Scan the records for the string "this"; copy each line where it occurs.
-- begin EXCERPTED RECORDS --
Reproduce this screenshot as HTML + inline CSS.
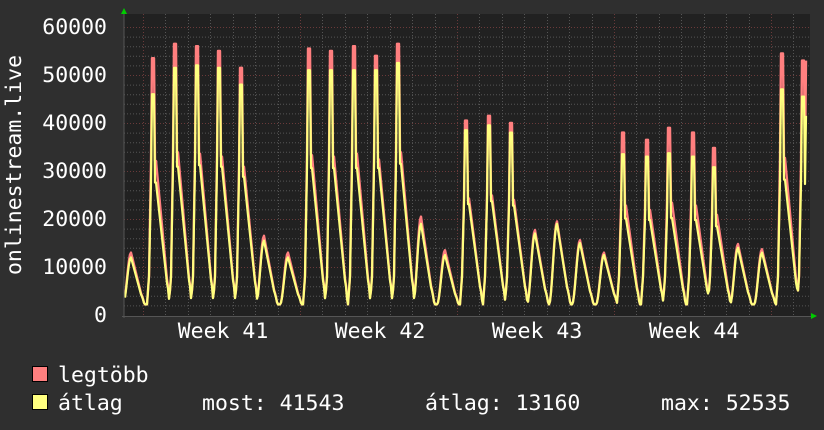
<!DOCTYPE html>
<html><head><meta charset="utf-8"><style>
html,body{margin:0;padding:0;background:#2f2f2f;width:824px;height:430px;overflow:hidden}
svg{display:block}
text{font-family:"DejaVu Sans Mono","Liberation Mono",monospace;font-size:21.5px;fill:#fff}
</style></head><body>
<svg id="g" width="824" height="430" xmlns="http://www.w3.org/2000/svg">
<rect width="824" height="430" fill="#2f2f2f"/>
<rect x="124" y="14" width="686" height="302" fill="#212121"/>
<g id="grid"></g>
<path id="mx" fill="none" stroke="#ff7f7f" stroke-width="2.4" stroke-linejoin="round"/>
<path id="av" fill="none" stroke="#ffff7f" stroke-width="2.2" stroke-linejoin="round"/>
<line x1="124" y1="12" x2="124" y2="318" stroke="#555" stroke-width="1"/>
<line x1="122" y1="316.5" x2="812" y2="316.5" stroke="#555" stroke-width="1"/>
<polygon points="121,14 127,14 124,8" fill="#00cc00"/>
<polygon points="811,313 811,319 817,316" fill="#00cc00"/>
<g text-anchor="end">
<text x="107" y="34">60000</text>
<text x="107" y="82">50000</text>
<text x="107" y="130">40000</text>
<text x="107" y="178">30000</text>
<text x="107" y="226">20000</text>
<text x="107" y="274">10000</text>
<text x="107" y="322">0</text>
</g>
<g text-anchor="middle">
<text x="223" y="338">Week 41</text>
<text x="380" y="338">Week 42</text>
<text x="537" y="338">Week 43</text>
<text x="694" y="338">Week 44</text>
</g>
<text transform="translate(21,165) rotate(-90)" text-anchor="middle">onlinestream.live</text>
<rect x="32.5" y="366.5" width="15" height="15" fill="#ff7f7f" stroke="#000"/>
<rect x="32.5" y="394.5" width="15" height="15" fill="#ffff7f" stroke="#000"/>
<text x="58" y="382">legtöbb</text>
<text x="58" y="410">átlag</text>
<text x="202" y="410">most: 41543</text>
<text x="425" y="410">átlag: 13160</text>
<text x="661" y="410">max: 52535</text>
</svg>
<script>
var g=document.getElementById('grid'),h='';
for(var v=2000;v<=60000;v+=2000){var y=315-v*0.0048;var maj=v%10000==0;
h+='<line x1="124" x2="810" y1="'+(y+.5)+'" y2="'+(y+.5)+'" stroke="'+(maj?'#6a3a3a':'#555')+'" stroke-dasharray="1,2"/>';}
for(var x=143;x<810;x+=22.43){var dx=Math.round(x)+.5;var k=Math.round((x-143)/22.43);var maj=k%7==0;
h+='<line y1="14" y2="316" x1="'+dx+'" x2="'+dx+'" stroke="'+(maj?'#6a3a3a':'#555')+'" stroke-dasharray="1,2"/>';}
g.innerHTML=h;
var P=[[131,13,12],[153,53.5,46],[175,56.5,51.5],[197,56,52],[219,55,51.5],[241,51.5,48],[264,16.5,15.5],[288,13,12],[309,55.5,51],[331,55,51],[354,56,51],[376,54,51],[398,56.5,52.5],[421,20.5,19],[445,13.5,12.5],[466,40.5,38.5],[489,41.5,39.5],[511,40,38],[535,17.7,17],[557,19.5,19],[580,15.6,15],[604,13,12.5],[623,38,33.5],[647,36.5,33],[669,39,33.7],[693,38,33],[714,34.8,30.8],[738,14.8,14],[762,13.7,13],[782,54.5,47],[803,53,45.5]];
function ease(t){return (1-Math.cos(Math.PI*t))/2;}
var MIN=2.2;
function val(x,j){var best=MIN;for(var i=0;i<P.length;i++){var p=P[i][0],pk=P[i][j],d=x-p,v=MIN;
if(pk>25){var sh=pk*0.6;
 if(d<-6||d>17)continue;
 if(d<=-4)v=MIN+(8-MIN)*ease((d+6)/2);
 else if(d<=-2)v=8+(sh-8)*(d+4)/2;
 else if(d<=1)v=pk;
 else if(d<=3)v=sh;
 else {var t=(d-3)/14;v=MIN+(sh-MIN)*(t<0.8?1-t*1.05:0.16*ease(1-(t-0.8)/0.2));}}
else{if(d<-8||d>14)continue;
 if(d<=0)v=MIN+(pk-MIN)*ease((d+8)/8);else {var t=d/14;v=MIN+(pk-MIN)*(t<0.75?1-t*1.1:0.175*ease(1-(t-0.75)/0.25));}}
if(v>best)best=v;}return best;}
function path(j){var s='';for(var x=125;x<=806;x++){var v=val(x,j);if(x==806)v=j==1?53:41.5;s+=(x==125?'M':'L')+x+','+(315-v*4.8).toFixed(1);}return s;}
document.getElementById('mx').setAttribute('d',path(1));
document.getElementById('av').setAttribute('d',path(2));
</script>
</body></html>
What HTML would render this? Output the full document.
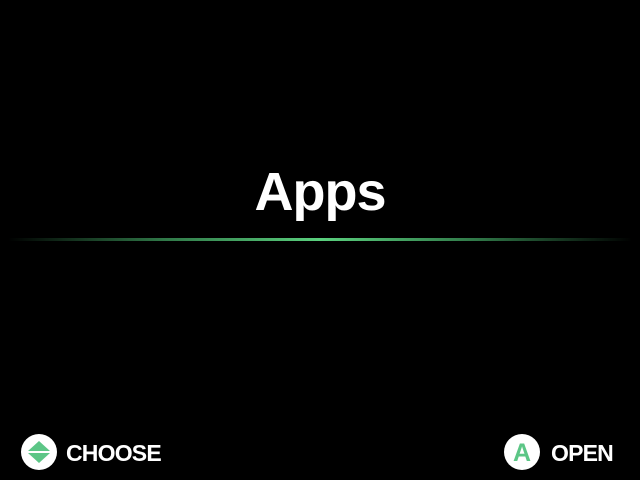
<!DOCTYPE html>
<html><head><style>
html,body{margin:0;padding:0;background:#000;width:640px;height:480px;overflow:hidden;font-family:"Liberation Sans",sans-serif;}
.t{position:absolute;left:0;width:640px;top:160px;text-align:center;color:#fff;font-weight:bold;font-size:54px;letter-spacing:-1px;line-height:64px;}
.line{position:absolute;left:8px;width:624px;top:238px;height:3px;background:linear-gradient(90deg,rgba(80,200,120,0),rgba(80,200,120,0.6) 25%,#5ad07e 50%,rgba(80,200,120,0.6) 75%,rgba(80,200,120,0));}
.c{position:absolute;width:36px;height:36px;border-radius:50%;background:#fff;top:434px;}
.lbl{position:absolute;top:439px;color:#fff;font-weight:bold;font-size:23px;line-height:28px;letter-spacing:-0.8px;}
</style></head><body>
<div class="t">Apps</div>
<div class="line"></div>
<div class="c" style="left:21px"><svg width="36" height="36"><polygon points="18,7 29,17 7,17" fill="#5cc686"/><polygon points="7,19 29,19 18,29" fill="#5cc686"/></svg></div>
<div class="lbl" style="left:66px">CHOOSE</div>
<div class="c" style="left:504px"><svg width="36" height="36"><text x="18" y="27" text-anchor="middle" font-family="Liberation Sans" font-weight="bold" font-size="25" fill="#5cc686">A</text></svg></div>
<div class="lbl" style="left:551px">OPEN</div>
</body></html>
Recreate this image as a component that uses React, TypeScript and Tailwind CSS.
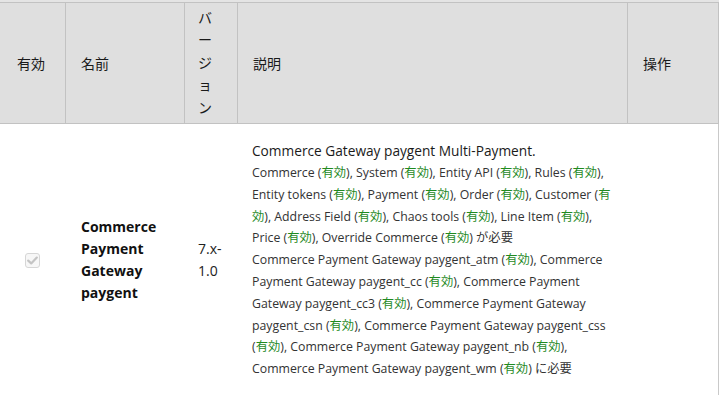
import React from "react";

const font = { fontFamily: '"Open Sans", "Noto Sans CJK JP", sans-serif' };

function E() {
  return <span className="text-[#1f8a1f]">有効</span>;
}

function Check() {
  return (
    <div className="w-[15px] h-[15px] rounded-[3px] border border-[#d6d6d6] bg-[#f7f7f7] flex items-center justify-center">
      <svg width="11" height="9" viewBox="0 0 11 9">
        <path d="M1.2 4.6 L4.2 7.4 L9.8 1.6" fill="none" stroke="#c4c4c4" strokeWidth="2.2" strokeLinecap="round" strokeLinejoin="round" />
      </svg>
    </div>
  );
}

export default function App() {
  const lines: React.ReactNode[] = [
    <>Commerce (<E />), System (<E />), Entity API (<E />), Rules (<E />),</>,
    <>Entity tokens (<E />), Payment (<E />), Order (<E />), Customer (<span className="text-[#1f8a1f]">有</span></>,
    <><span className="text-[#1f8a1f]">効</span>), Address Field (<E />), Chaos tools (<E />), Line Item (<E />),</>,
    <>Price (<E />), Override Commerce (<E />) が必要</>,
    <>Commerce Payment Gateway paygent_atm (<E />), Commerce</>,
    <>Payment Gateway paygent_cc (<E />), Commerce Payment</>,
    <>Gateway paygent_cc3 (<E />), Commerce Payment Gateway</>,
    <>paygent_csn (<E />), Commerce Payment Gateway paygent_css</>,
    <>(<E />), Commerce Payment Gateway paygent_nb (<E />),</>,
    <>Commerce Payment Gateway paygent_wm (<E />) に必要</>,
  ];
  return (
    <div className="w-[719px] h-[395px] overflow-hidden bg-white" style={font}>
      <div className="h-[2px] bg-[#e4e4e4]" />
      <div className="w-[719px] border-t border-b border-r border-[#c2c2c2] bg-[#dfdfdf] flex h-[122px] text-[14px] text-[#1a1a1a]">
        <div className="w-[65px] shrink-0 flex items-center pl-[17px]">有効</div>
        <div className="w-[119px] shrink-0 border-l border-[#c2c2c2] flex items-center pl-[15px]">名前</div>
        <div className="w-[53px] shrink-0 border-l border-[#c2c2c2] flex items-center pl-[13px] pr-[14px] leading-[22.5px]">
          <div className="w-[18px] break-all">バージョン</div>
        </div>
        <div className="w-[390px] shrink-0 border-l border-[#c2c2c2] flex items-center pl-[15px]">説明</div>
        <div className="flex-1 border-l border-[#c2c2c2] flex items-center pl-[15px]">操作</div>
      </div>
      <div className="w-[719px] border-r border-[#c9c9c9] flex h-[272px] text-[#333]">
        <div className="w-[65px] shrink-0 flex items-center justify-center">
          <Check />
        </div>
        <div className="w-[119px] shrink-0 flex items-center pl-[16px] pr-[14px] font-bold text-[14px] leading-[22px] text-[#111]">
          <div>
            Commerce<br />Payment<br />Gateway<br />paygent
          </div>
        </div>
        <div className="w-[53px] shrink-0 flex items-center pl-[14px] text-[14px] leading-[22px] text-[#222]">
          <div>
            7.x-<br />1.0
          </div>
        </div>
        <div className="w-[390px] shrink-0 flex items-center pl-[15px]">
          <div className="whitespace-nowrap">
            <div className="text-[13.7px] leading-[22px] text-[#1a1a1a]">Commerce Gateway paygent Multi-Payment.</div>
            {lines.map((l, i) => (
              <div key={i} className="text-[12.3px] leading-[21.8px]">
                {l}
              </div>
            ))}
          </div>
        </div>
        <div className="flex-1" />
      </div>
    </div>
  );
}
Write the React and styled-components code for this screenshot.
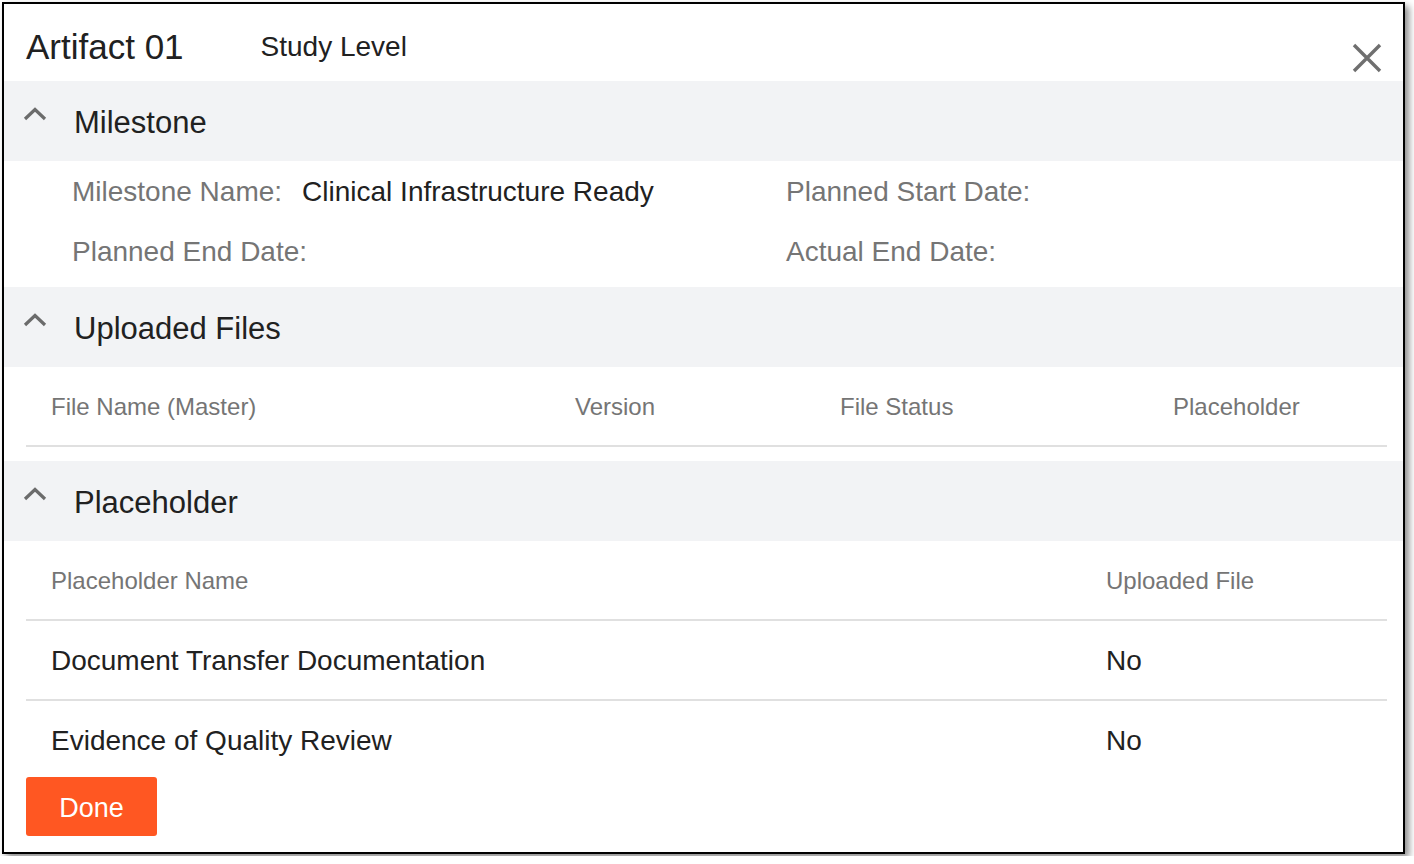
-- end EXCERPTED RECORDS --
#### ANSWER IN FULL
Reproduce this screenshot as HTML + inline CSS.
What HTML would render this? Output the full document.
Recreate this image as a component that uses React, TypeScript and Tailwind CSS.
Write the React and styled-components code for this screenshot.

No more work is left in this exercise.